- [What is being asked] Return the first line, the line containing "</profile-page>", and every line between them, exactly as they stand.

- [Data shown]
....................

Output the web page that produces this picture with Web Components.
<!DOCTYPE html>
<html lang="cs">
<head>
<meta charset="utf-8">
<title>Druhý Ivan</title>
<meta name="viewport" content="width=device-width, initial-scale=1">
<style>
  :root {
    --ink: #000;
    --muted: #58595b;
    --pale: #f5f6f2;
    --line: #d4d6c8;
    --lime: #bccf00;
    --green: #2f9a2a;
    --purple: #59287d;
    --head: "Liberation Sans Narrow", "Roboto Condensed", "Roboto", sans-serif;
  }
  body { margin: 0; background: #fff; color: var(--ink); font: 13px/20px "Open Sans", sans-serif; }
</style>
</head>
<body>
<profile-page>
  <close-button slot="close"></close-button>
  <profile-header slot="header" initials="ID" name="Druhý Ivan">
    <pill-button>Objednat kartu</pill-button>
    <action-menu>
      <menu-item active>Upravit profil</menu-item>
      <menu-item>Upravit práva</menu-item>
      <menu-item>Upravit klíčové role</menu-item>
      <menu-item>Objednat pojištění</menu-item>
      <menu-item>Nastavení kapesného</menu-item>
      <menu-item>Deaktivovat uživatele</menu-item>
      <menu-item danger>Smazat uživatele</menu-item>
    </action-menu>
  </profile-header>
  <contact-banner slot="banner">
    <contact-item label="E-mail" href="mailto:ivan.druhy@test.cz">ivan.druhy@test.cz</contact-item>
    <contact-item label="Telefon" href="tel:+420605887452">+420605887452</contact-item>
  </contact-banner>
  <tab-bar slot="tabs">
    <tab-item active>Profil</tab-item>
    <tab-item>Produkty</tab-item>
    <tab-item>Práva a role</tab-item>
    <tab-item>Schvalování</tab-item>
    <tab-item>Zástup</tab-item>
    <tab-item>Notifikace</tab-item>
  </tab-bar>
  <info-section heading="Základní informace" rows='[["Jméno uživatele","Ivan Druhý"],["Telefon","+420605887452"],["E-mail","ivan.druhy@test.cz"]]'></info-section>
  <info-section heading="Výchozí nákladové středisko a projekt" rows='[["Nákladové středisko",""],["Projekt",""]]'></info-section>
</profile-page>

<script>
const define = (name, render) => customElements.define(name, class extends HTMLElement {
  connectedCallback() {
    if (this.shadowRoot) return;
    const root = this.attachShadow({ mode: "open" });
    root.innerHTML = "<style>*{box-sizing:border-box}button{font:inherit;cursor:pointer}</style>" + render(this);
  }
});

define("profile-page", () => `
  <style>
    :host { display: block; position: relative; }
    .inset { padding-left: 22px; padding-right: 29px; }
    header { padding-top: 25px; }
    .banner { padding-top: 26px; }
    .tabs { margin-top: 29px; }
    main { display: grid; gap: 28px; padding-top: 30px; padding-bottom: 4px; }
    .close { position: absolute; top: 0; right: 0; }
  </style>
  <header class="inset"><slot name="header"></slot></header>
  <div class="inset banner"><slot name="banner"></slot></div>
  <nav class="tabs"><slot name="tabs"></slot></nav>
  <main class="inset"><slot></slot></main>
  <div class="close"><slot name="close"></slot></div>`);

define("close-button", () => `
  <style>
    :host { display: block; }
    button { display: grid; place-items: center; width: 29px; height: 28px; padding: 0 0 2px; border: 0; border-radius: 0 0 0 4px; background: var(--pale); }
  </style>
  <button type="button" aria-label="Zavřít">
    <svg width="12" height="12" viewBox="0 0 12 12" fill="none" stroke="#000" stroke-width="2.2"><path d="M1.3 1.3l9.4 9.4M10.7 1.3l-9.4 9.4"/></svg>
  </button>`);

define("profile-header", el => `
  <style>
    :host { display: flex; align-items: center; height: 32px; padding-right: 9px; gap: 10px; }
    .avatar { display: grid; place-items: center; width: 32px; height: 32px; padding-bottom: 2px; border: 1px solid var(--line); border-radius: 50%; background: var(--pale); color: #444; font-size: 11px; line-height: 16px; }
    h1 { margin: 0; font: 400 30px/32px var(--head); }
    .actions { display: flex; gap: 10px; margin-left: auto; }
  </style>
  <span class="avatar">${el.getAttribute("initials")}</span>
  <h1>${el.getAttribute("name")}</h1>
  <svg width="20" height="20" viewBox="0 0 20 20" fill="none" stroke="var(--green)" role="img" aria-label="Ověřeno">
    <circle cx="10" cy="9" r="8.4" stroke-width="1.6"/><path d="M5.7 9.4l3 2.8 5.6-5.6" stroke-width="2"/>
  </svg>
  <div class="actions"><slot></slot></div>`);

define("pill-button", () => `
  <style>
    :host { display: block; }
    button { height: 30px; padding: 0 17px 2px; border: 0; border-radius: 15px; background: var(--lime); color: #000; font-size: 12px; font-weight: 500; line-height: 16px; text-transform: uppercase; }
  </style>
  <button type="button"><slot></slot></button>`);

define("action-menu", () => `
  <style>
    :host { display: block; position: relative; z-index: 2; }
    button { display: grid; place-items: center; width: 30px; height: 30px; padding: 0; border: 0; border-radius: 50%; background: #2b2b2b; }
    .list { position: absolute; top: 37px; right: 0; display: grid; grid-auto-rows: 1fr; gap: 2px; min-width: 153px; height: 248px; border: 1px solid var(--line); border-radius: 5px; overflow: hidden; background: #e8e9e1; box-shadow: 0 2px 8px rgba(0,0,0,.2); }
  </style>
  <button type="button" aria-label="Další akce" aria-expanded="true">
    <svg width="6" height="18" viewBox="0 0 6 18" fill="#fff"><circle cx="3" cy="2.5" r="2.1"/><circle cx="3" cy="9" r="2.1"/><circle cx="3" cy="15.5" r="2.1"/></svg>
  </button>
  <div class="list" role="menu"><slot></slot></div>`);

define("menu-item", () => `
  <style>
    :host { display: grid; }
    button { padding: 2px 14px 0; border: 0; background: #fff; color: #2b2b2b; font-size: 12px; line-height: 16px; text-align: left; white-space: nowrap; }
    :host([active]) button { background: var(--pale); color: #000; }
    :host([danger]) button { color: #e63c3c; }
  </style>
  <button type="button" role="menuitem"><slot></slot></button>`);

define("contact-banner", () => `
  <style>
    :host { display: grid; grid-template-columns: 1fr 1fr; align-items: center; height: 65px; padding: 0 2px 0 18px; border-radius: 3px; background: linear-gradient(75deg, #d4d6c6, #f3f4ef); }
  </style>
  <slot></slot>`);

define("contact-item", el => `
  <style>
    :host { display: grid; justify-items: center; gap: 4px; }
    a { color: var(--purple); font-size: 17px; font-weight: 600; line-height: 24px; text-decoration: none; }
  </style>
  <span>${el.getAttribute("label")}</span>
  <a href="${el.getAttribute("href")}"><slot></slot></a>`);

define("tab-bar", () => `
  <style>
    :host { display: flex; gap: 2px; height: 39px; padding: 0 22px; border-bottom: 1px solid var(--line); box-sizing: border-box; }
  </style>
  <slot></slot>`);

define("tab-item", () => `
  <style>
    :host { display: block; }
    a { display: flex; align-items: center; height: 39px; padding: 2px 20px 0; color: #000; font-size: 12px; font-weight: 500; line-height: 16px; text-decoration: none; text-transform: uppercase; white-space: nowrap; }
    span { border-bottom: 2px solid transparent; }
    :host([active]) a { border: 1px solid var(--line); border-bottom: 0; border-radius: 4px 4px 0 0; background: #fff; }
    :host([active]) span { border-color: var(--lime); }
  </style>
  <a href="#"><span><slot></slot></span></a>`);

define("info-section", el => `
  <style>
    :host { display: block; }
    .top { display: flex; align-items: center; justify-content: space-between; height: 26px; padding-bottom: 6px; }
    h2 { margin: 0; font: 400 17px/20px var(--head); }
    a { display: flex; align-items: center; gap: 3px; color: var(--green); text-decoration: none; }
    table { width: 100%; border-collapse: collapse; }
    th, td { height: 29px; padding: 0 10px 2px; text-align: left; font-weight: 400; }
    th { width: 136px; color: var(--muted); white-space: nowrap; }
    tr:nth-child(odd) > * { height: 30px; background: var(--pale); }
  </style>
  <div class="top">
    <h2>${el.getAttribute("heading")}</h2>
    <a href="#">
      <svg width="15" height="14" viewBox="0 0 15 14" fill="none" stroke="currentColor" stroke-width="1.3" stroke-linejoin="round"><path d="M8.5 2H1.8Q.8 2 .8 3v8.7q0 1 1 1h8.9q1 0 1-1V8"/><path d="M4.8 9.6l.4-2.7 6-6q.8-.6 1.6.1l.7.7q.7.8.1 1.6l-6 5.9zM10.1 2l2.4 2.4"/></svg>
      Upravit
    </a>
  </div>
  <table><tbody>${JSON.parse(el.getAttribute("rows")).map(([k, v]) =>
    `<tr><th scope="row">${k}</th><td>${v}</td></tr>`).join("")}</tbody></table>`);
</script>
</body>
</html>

....................

- [Result of the task]
Output the web page that produces this picture with Web Components.
<!DOCTYPE html>
<html lang="cs">
<head>
<meta charset="utf-8">
<title>Druhý Ivan</title>
<meta name="viewport" content="width=device-width, initial-scale=1">
<style>
  :root {
    --ink: #000;
    --muted: #58595b;
    --pale: #f5f6f2;
    --line: #d4d6c8;
    --lime: #bccf00;
    --green: #2f9a2a;
    --purple: #59287d;
    --head: "Liberation Sans Narrow", "Roboto Condensed", "Roboto", sans-serif;
  }
  body { margin: 0; background: #fff; color: var(--ink); font: 13px/20px "Open Sans", sans-serif; }
</style>
</head>
<body>
<profile-page>
  <close-button slot="close"></close-button>
  <profile-header slot="header" initials="ID" name="Druhý Ivan">
    <pill-button>Objednat kartu</pill-button>
    <action-menu>
      <menu-item active>Upravit profil</menu-item>
      <menu-item>Upravit práva</menu-item>
      <menu-item>Upravit klíčové role</menu-item>
      <menu-item>Objednat pojištění</menu-item>
      <menu-item>Nastavení kapesného</menu-item>
      <menu-item>Deaktivovat uživatele</menu-item>
      <menu-item danger>Smazat uživatele</menu-item>
    </action-menu>
  </profile-header>
  <contact-banner slot="banner">
    <contact-item label="E-mail" href="mailto:ivan.druhy@test.cz">ivan.druhy@test.cz</contact-item>
    <contact-item label="Telefon" href="tel:+420605887452">+420605887452</contact-item>
  </contact-banner>
  <tab-bar slot="tabs">
    <tab-item active>Profil</tab-item>
    <tab-item>Produkty</tab-item>
    <tab-item>Práva a role</tab-item>
    <tab-item>Schvalování</tab-item>
    <tab-item>Zástup</tab-item>
    <tab-item>Notifikace</tab-item>
  </tab-bar>
  <info-section heading="Základní informace" rows='[["Jméno uživatele","Ivan Druhý"],["Telefon","+420605887452"],["E-mail","ivan.druhy@test.cz"]]'></info-section>
  <info-section heading="Výchozí nákladové středisko a projekt" rows='[["Nákladové středisko",""],["Projekt",""]]'></info-section>
</profile-page>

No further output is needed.